In today’s SpeakUp post, Janelle Hite shares the story of her son’s illuminating experience with AAC in the classroom and the powerful impact it had on their #AACFamily.
Our eleven-year-old boy, Logan, is no stranger to dreaming big things, not only for himself but his brothers, Nathan and Owen, too. As Logan’s parents, we believe in the importance of serving others in cross-cultural experiences, so when Logan was just one year old, we took him on his first trip to China. By the time Logan was three, he had traveled to China three times, spending a total of six months there. When his brothers were born, we wanted all our children to share in serving. As a family, we traveled to Lebanon, where their dad designed one of the first inclusion schools in the Middle East, and later to Ukraine, to adopt their then-eight-year-old sister. We have also taken two trips to Ecuador, both to help with church construction – one in the Andes and one in the jungle. In all of these settings, Logan has been a part of sharing the love he has for his brothers with the people of these different cultural settings and the knowledge that they were made perfectly just the way they are.

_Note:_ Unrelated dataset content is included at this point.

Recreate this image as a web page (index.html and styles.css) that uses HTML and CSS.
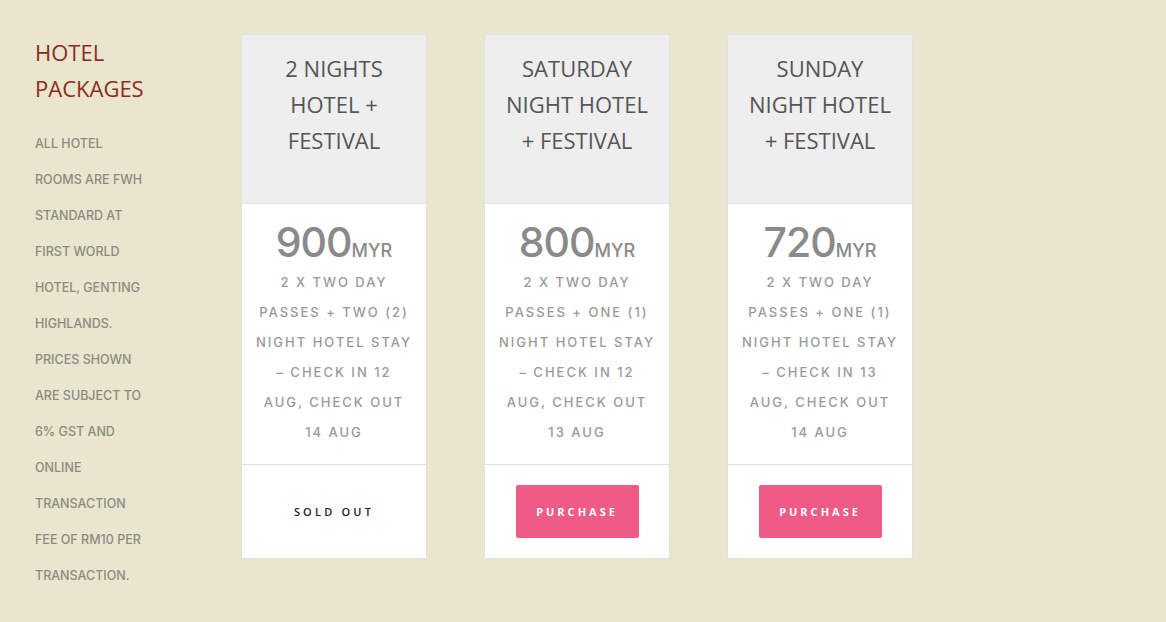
FILE: index.html
```html
<!DOCTYPE html>
<html>
<head>
<meta charset="utf-8">
<link rel="stylesheet" href="styles.css">
</head>
<body>
<div class="page">
  <aside class="side">
    <h2 class="side-title">HOTEL<br>PACKAGES</h2>
    <p class="side-text">ALL HOTEL<br>ROOMS ARE FWH<br>STANDARD AT<br>FIRST WORLD<br>HOTEL, GENTING<br>HIGHLANDS.<br>PRICES SHOWN<br>ARE SUBJECT TO<br>6% GST AND<br>ONLINE<br>TRANSACTION<br>FEE OF RM10 PER<br>TRANSACTION.</p>
  </aside>
  <div class="cards">
    <div class="card">
      <div class="card-head">2 NIGHTS<br>HOTEL +<br>FESTIVAL</div>
      <div class="card-body">
        <div class="price"><span class="amount">900</span><span class="cur">MYR</span></div>
        <div class="desc">2 X TWO DAY<br>PASSES + TWO (2)<br>NIGHT HOTEL STAY<br>– CHECK IN 12<br>AUG, CHECK OUT<br>14 AUG</div>
      </div>
      <div class="card-foot"><span class="sold">SOLD OUT</span></div>
    </div>
    <div class="card">
      <div class="card-head">SATURDAY<br>NIGHT HOTEL<br>+ FESTIVAL</div>
      <div class="card-body">
        <div class="price"><span class="amount">800</span><span class="cur">MYR</span></div>
        <div class="desc">2 X TWO DAY<br>PASSES + ONE (1)<br>NIGHT HOTEL STAY<br>– CHECK IN 12<br>AUG, CHECK OUT<br>13 AUG</div>
      </div>
      <div class="card-foot"><a class="btn" href="#">PURCHASE</a></div>
    </div>
    <div class="card">
      <div class="card-head">SUNDAY<br>NIGHT HOTEL<br>+ FESTIVAL</div>
      <div class="card-body">
        <div class="price"><span class="amount">720</span><span class="cur">MYR</span></div>
        <div class="desc">2 X TWO DAY<br>PASSES + ONE (1)<br>NIGHT HOTEL STAY<br>– CHECK IN 13<br>AUG, CHECK OUT<br>14 AUG</div>
      </div>
      <div class="card-foot"><a class="btn" href="#">PURCHASE</a></div>
    </div>
  </div>
</div>
</body>
</html>
```
FILE: styles.css
```css
html, body {
  margin: 0;
  padding: 0;
  background: #e9e5ce;
  height: 100%;
}
body {
  font-family: "Open Sans", "Liberation Sans", sans-serif;
}
.page {
  display: flex;
  padding-left: 35px;
}
.side {
  width: 206px;
  flex: none;
  padding-top: 34px;
}
.side-title {
  margin: 0;
  font-weight: 400;
  font-size: 22px;
  line-height: 36px;
  color: #8e2b21;
}
.side-text {
  margin: 20px 0 0;
  font-family: "Inter", "DejaVu Sans", sans-serif;
  font-weight: 500;
  font-size: 12.5px;
  line-height: 36px;
  color: #8c8a82;
  letter-spacing: 0;
}
.cards {
  display: flex;
  gap: 57px;
  padding-top: 34px;
  align-items: flex-start;
}
.card {
  width: 186px;
  box-sizing: border-box;
  border: 1px solid #e2e1dc;
  background: #fff;
  text-align: center;
}
.card-head {
  background: #eeeeee;
  height: 169px;
  box-sizing: border-box;
  padding-top: 15px;
  font-size: 22px;
  line-height: 36px;
  color: #555;
  border-bottom: 1px solid #e6e6e6;
}
.card-body {
  padding: 13px 0 17px;
  border-bottom: 1px solid #e0e0e0;
}
.price {
  line-height: 50px;
  height: 50px;
  color: #8a8a8a;
  font-family: "Inter", "DejaVu Sans", sans-serif;
}
.amount {
  font-size: 41px;
  font-weight: 500;
  letter-spacing: -1px;
}
.cur {
  font-size: 18px;
  font-weight: 500;
}
.desc {
  font-family: "Inter", "DejaVu Sans", sans-serif;
  font-weight: 500;
  font-size: 13px;
  line-height: 30px;
  letter-spacing: 2px;
  color: #999;
}
.card-foot {
  height: 93px;
  display: flex;
  align-items: center;
  justify-content: center;
}
.sold {
  font-size: 11px;
  font-weight: 600;
  letter-spacing: 3.2px;
  color: #222;
}
.btn {
  display: flex;
  align-items: center;
  justify-content: center;
  width: 123px;
  height: 53px;
  background: #f05a87;
  border-radius: 2px;
  color: #fff;
  text-decoration: none;
  font-size: 11px;
  font-weight: 700;
  letter-spacing: 3px;
}
```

At home, the boys love to participate in sports, playing Miracle League Baseball and swimming. They also enjoy watching sports and cheering on their favorite teams. Nathan’s favorite is Clemson and Owen likes Georgia Tech. When we watch college football, we often talk about the day when the three boys will go off to college and where they may each go.
Our family may look a little different that you imagine. Nathan and Owen move around with the assistance of wheelchairs, gait trainers or a walker and they communicate by using augmentative and alternative communication (AAC). Owen uses a 15” dynamic display speech generating device (SGD) with eye gaze capabilities and Nathan uses a 10” dynamic display device by another manufacturer. Nathan also listens through his cochlear implants.
In addition to being a parent, I am currently pursuing my Masters of Education in Assistive Technology from George Mason University. One evening when I sat down to watch an online lecture by Yoosun Chung, Logan was doing his homework nearby and overheard the introduction. In this introduction, Professor Chung mentioned that she had cerebral palsy and was speaking through a communication device. Logan paused and asked, “Mom, did your instructor say she uses an augmentative communication device?” I said, “yes, buddy. Why?” He said, “I can’t tell you now because I will cry.” About an hour later he came to me and said, “I am so excited your teacher uses an augmentative device, because now I can really see an example of how my brothers can do something great with their lives too.” He loves his brothers and always talks about them going to college, but I think this was the first time he learned of someone using a communication device and being so successful in their career. Through Logan’s life experiences, he is able to dream big dreams for himself and his brothers.
Janelle Hite is a mother of five: including one deceased and one adopted. She and her husband, Preston, married in 2001. Before motherhood, Janelle had a career in television, which she traded to be a full-time mom. She is now pursuing her Masters of Education in Assistive Technology from George Mason University, online.